Post by AlanW » 21 Sep 2014 10:43

See attached photo before I ask my question.

Image

As you can see this is a normal stainless steel rear brake bridge bracket for mounting SGS mudguards. It is simply attached via the single bolt that also attaches the rear brake calliper to the frame. You then offer the mudguard into position, first bolting the mudguard down at the front at the rear of the bottom bracket, then attaching it at the rear by the four stainless steel mudguard stays.

Once its all set up and with all the clearances necessary, you then crimp the four lugs on the above bracket. However, no matter how hard I crimp these lugs over a period of time the mudguard will then start to move and fret backwards and forwards inside the mounting bracket.
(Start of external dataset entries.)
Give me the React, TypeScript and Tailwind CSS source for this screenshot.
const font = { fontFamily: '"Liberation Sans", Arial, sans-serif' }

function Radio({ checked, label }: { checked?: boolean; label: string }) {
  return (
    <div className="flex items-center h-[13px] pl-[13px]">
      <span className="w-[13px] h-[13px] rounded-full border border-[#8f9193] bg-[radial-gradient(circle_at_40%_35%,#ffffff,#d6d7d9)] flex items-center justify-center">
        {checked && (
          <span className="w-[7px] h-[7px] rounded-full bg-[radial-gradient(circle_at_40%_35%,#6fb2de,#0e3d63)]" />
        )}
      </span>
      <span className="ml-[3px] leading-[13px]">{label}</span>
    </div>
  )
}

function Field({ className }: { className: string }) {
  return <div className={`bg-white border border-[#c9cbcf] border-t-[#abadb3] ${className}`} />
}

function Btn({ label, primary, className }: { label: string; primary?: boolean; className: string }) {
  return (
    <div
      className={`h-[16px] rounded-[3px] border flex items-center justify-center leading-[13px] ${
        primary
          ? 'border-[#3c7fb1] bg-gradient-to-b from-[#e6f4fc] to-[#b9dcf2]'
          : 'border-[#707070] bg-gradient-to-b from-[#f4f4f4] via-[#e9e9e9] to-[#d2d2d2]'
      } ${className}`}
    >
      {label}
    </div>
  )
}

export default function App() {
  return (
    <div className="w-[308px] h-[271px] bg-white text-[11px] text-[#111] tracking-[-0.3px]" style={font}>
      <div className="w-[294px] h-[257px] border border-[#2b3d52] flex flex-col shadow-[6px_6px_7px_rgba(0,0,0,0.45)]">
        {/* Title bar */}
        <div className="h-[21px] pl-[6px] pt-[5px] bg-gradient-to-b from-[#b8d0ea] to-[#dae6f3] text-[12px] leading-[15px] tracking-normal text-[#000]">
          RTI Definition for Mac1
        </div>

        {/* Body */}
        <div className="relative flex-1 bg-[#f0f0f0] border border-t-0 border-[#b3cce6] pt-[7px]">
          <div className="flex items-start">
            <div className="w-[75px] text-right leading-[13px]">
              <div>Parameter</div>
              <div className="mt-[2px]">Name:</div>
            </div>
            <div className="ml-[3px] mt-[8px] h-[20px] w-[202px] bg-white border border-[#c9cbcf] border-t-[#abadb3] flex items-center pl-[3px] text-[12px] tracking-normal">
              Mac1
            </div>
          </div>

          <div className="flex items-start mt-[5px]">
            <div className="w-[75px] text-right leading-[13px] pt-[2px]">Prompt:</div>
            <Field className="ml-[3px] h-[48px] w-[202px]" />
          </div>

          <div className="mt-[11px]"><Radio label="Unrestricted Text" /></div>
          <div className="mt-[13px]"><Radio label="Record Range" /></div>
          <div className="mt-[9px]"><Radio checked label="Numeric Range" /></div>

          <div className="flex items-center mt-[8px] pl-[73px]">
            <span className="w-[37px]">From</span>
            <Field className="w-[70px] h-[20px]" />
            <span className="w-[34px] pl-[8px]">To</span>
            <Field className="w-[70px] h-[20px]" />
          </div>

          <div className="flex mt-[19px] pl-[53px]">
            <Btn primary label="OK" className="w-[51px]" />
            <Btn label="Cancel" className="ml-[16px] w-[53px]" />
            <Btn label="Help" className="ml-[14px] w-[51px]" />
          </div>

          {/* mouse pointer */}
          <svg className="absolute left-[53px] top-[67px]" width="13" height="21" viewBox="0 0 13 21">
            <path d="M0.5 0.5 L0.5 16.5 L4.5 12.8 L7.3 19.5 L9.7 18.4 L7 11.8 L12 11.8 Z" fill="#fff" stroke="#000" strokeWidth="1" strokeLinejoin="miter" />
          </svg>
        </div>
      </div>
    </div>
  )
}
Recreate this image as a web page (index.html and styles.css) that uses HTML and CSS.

In doing so, this then wears down the plastic of the mudguard which makes the bracket even looser!

So eventually the mudguard will crack/break, this usually occurs midpoint between the brake calliper mounting and the first of the mudguard stays. :cry:

Now my question is, does anyone else suffer the same problem/issue? Or is there another way to attach the mudguard without utilizing this bracket?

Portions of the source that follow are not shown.